• _DESCRIPTION OF THE TASK_: Every record should be repeated exactly, except that pictures are left out.

• _EXERCISE DATA_:
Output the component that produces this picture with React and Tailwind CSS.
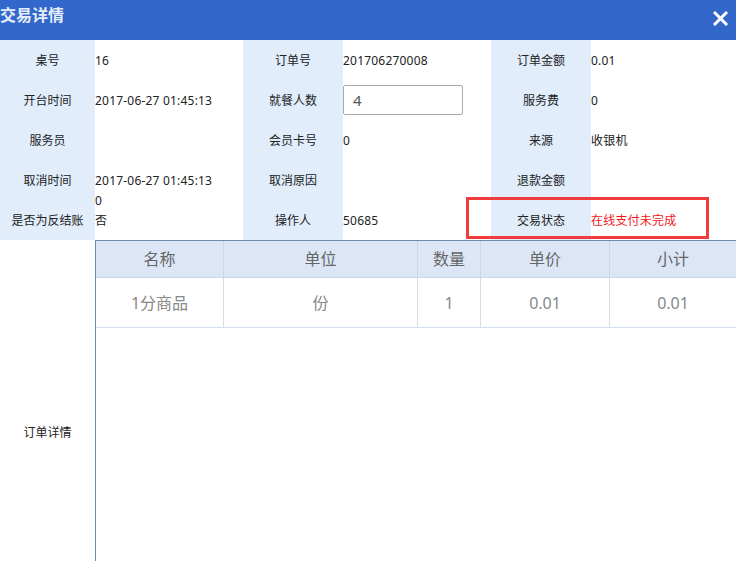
const INFO = [
  [
    { label: "桌号", value: "16" },
    { label: "订单号", value: "201706270008" },
    { label: "订单金额", value: "0.01" },
  ],
  [
    { label: "开台时间", value: "2017-06-27 01:45:13" },
    { label: "就餐人数", input: "4" },
    { label: "服务费", value: "0" },
  ],
  [
    { label: "服务员", value: "" },
    { label: "会员卡号", value: "0" },
    { label: "来源", value: "收银机" },
  ],
  [
    { label: "取消时间", value: "2017-06-27 01:45:13", extra: "0" },
    { label: "取消原因", value: "" },
    { label: "退款金额", value: "" },
  ],
  [
    { label: "是否为反结账", value: "否" },
    { label: "操作人", value: "50685" },
    { label: "交易状态", value: "在线支付未完成", red: true },
  ],
];

const LABEL_W = ["w-[95px]", "w-[100px]", "w-[100px]"];
const VALUE_W = ["w-[148px]", "w-[148px]", "w-[145px]"];

const COLS = [
  { title: "名称", w: "w-[128px]", value: "1分商品" },
  { title: "单位", w: "w-[194px]", value: "份" },
  { title: "数量", w: "w-[63px]", value: "1" },
  { title: "单价", w: "w-[129px]", value: "0.01" },
  { title: "小计", w: "flex-1", value: "0.01" },
];

function Cell({ item, i }) {
  return (
    <>
      <div className={`${LABEL_W[i]} h-[40px] shrink-0 bg-[#E1EDFB] flex items-center justify-center pt-[1px]`}>
        {item.label}
      </div>
      <div className={`${VALUE_W[i]} h-[40px] shrink-0 flex`}>
        {item.input ? (
          <div className="self-center w-[120px] h-[30px] border border-[#A9A9A9] rounded-[2px] flex items-center pl-[9px] text-[15px] text-[#555]">
            {item.input}
          </div>
        ) : item.extra ? (
          <div className="pt-[11px] leading-[20px] tracking-[0.2px]">
            <div>{item.value}</div>
            <div>{item.extra}</div>
          </div>
        ) : (
          <div className={`self-center pt-[1px] tracking-[0.2px] ${item.red ? "text-[#F31818]" : ""}`}>{item.value}</div>
        )}
      </div>
    </>
  );
}

export default function App() {
  return (
    <div
      className="w-[736px] h-[561px] overflow-hidden bg-white text-[12px] text-[#222]"
      style={{ fontFamily: "'Noto Sans', 'Noto Sans CJK SC', sans-serif" }}
    >
      <div className="h-[40px] bg-[#3367CC] flex items-start justify-between">
        <span className="pt-[4px] text-[16px] font-bold text-[#E4EDF9] leading-[22px]">交易详情</span>
        <svg className="mt-[11px] mr-[8px]" width="15" height="15" viewBox="0 0 15 15">
          <path d="M2 2 L13 13 M13 2 L2 13" stroke="#fff" strokeWidth="3" strokeLinecap="square" />
        </svg>
      </div>

      <div className="relative">
        {INFO.map((row, r) => (
          <div key={r} className="flex">
            {row.map((item, i) => (
              <Cell key={i} item={item} i={i} />
            ))}
          </div>
        ))}
        <div className="absolute left-[466px] top-[157px] w-[243px] h-[42px] border-[3px] border-[#F03C3C]" />
      </div>

      <div className="flex h-[386px]">
        <div className="w-[95px] shrink-0 flex items-center justify-center">订单详情</div>
        <div className="flex-1 border-l border-t border-[#6F8BB0]">
          <div className="flex h-[37px] bg-[#DCE6F6] border-b border-[#C9D8EC] text-[16px] text-[#666]">
            {COLS.map((c, i) => (
              <div
                key={i}
                className={`${c.w} shrink-0 flex items-center justify-center ${i < COLS.length - 1 ? "border-r border-[#C9D8EC]" : ""}`}
              >
                {c.title}
              </div>
            ))}
          </div>
          <div className="flex h-[50px] border-b border-[#D3DEEC] text-[16px] text-[#888]">
            {COLS.map((c, i) => (
              <div
                key={i}
                className={`${c.w} shrink-0 flex items-center justify-center ${i < COLS.length - 1 ? "border-r border-[#D3DEEC]" : ""}`}
              >
                {c.value}
              </div>
            ))}
          </div>
        </div>
      </div>
    </div>
  );
}
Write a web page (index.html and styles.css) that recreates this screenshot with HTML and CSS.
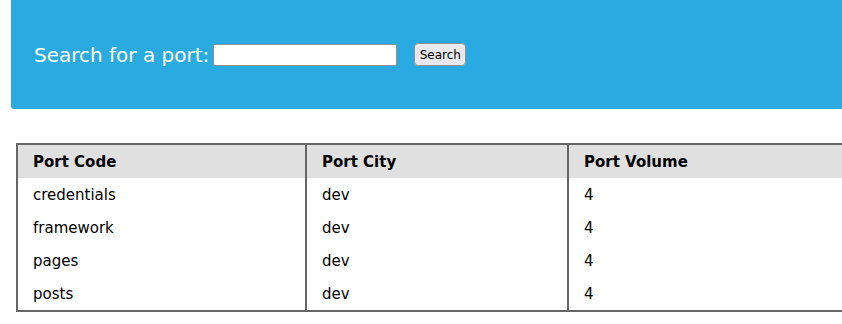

• _THE SOLUTION_:
Output the component that produces this picture with React and Tailwind CSS.
const INFO = [
  [
    { label: "桌号", value: "16" },
    { label: "订单号", value: "201706270008" },
    { label: "订单金额", value: "0.01" },
  ],
  [
    { label: "开台时间", value: "2017-06-27 01:45:13" },
    { label: "就餐人数", input: "4" },
    { label: "服务费", value: "0" },
  ],
  [
    { label: "服务员", value: "" },
    { label: "会员卡号", value: "0" },
    { label: "来源", value: "收银机" },
  ],
  [
    { label: "取消时间", value: "2017-06-27 01:45:13", extra: "0" },
    { label: "取消原因", value: "" },
    { label: "退款金额", value: "" },
  ],
  [
    { label: "是否为反结账", value: "否" },
    { label: "操作人", value: "50685" },
    { label: "交易状态", value: "在线支付未完成", red: true },
  ],
];

const LABEL_W = ["w-[95px]", "w-[100px]", "w-[100px]"];
const VALUE_W = ["w-[148px]", "w-[148px]", "w-[145px]"];

const COLS = [
  { title: "名称", w: "w-[128px]", value: "1分商品" },
  { title: "单位", w: "w-[194px]", value: "份" },
  { title: "数量", w: "w-[63px]", value: "1" },
  { title: "单价", w: "w-[129px]", value: "0.01" },
  { title: "小计", w: "flex-1", value: "0.01" },
];

function Cell({ item, i }) {
  return (
    <>
      <div className={`${LABEL_W[i]} h-[40px] shrink-0 bg-[#E1EDFB] flex items-center justify-center pt-[1px]`}>
        {item.label}
      </div>
      <div className={`${VALUE_W[i]} h-[40px] shrink-0 flex`}>
        {item.input ? (
          <div className="self-center w-[120px] h-[30px] border border-[#A9A9A9] rounded-[2px] flex items-center pl-[9px] text-[15px] text-[#555]">
            {item.input}
          </div>
        ) : item.extra ? (
          <div className="pt-[11px] leading-[20px] tracking-[0.2px]">
            <div>{item.value}</div>
            <div>{item.extra}</div>
          </div>
        ) : (
          <div className={`self-center pt-[1px] tracking-[0.2px] ${item.red ? "text-[#F31818]" : ""}`}>{item.value}</div>
        )}
      </div>
    </>
  );
}

export default function App() {
  return (
    <div
      className="w-[736px] h-[561px] overflow-hidden bg-white text-[12px] text-[#222]"
      style={{ fontFamily: "'Noto Sans', 'Noto Sans CJK SC', sans-serif" }}
    >
      <div className="h-[40px] bg-[#3367CC] flex items-start justify-between">
        <span className="pt-[4px] text-[16px] font-bold text-[#E4EDF9] leading-[22px]">交易详情</span>
        <svg className="mt-[11px] mr-[8px]" width="15" height="15" viewBox="0 0 15 15">
          <path d="M2 2 L13 13 M13 2 L2 13" stroke="#fff" strokeWidth="3" strokeLinecap="square" />
        </svg>
      </div>

      <div className="relative">
        {INFO.map((row, r) => (
          <div key={r} className="flex">
            {row.map((item, i) => (
              <Cell key={i} item={item} i={i} />
            ))}
          </div>
        ))}
        <div className="absolute left-[466px] top-[157px] w-[243px] h-[42px] border-[3px] border-[#F03C3C]" />
      </div>

      <div className="flex h-[386px]">
        <div className="w-[95px] shrink-0 flex items-center justify-center">订单详情</div>
        <div className="flex-1 border-l border-t border-[#6F8BB0]">
          <div className="flex h-[37px] bg-[#DCE6F6] border-b border-[#C9D8EC] text-[16px] text-[#666]">
            {COLS.map((c, i) => (
              <div
                key={i}
                className={`${c.w} shrink-0 flex items-center justify-center ${i < COLS.length - 1 ? "border-r border-[#C9D8EC]" : ""}`}
              >
                {c.title}
              </div>
            ))}
          </div>
          <div className="flex h-[50px] border-b border-[#D3DEEC] text-[16px] text-[#888]">
            {COLS.map((c, i) => (
              <div
                key={i}
                className={`${c.w} shrink-0 flex items-center justify-center ${i < COLS.length - 1 ? "border-r border-[#D3DEEC]" : ""}`}
              >
                {c.value}
              </div>
            ))}
          </div>
        </div>
      </div>
    </div>
  );
}
Write a web page (index.html and styles.css) that recreates this screenshot with HTML and CSS.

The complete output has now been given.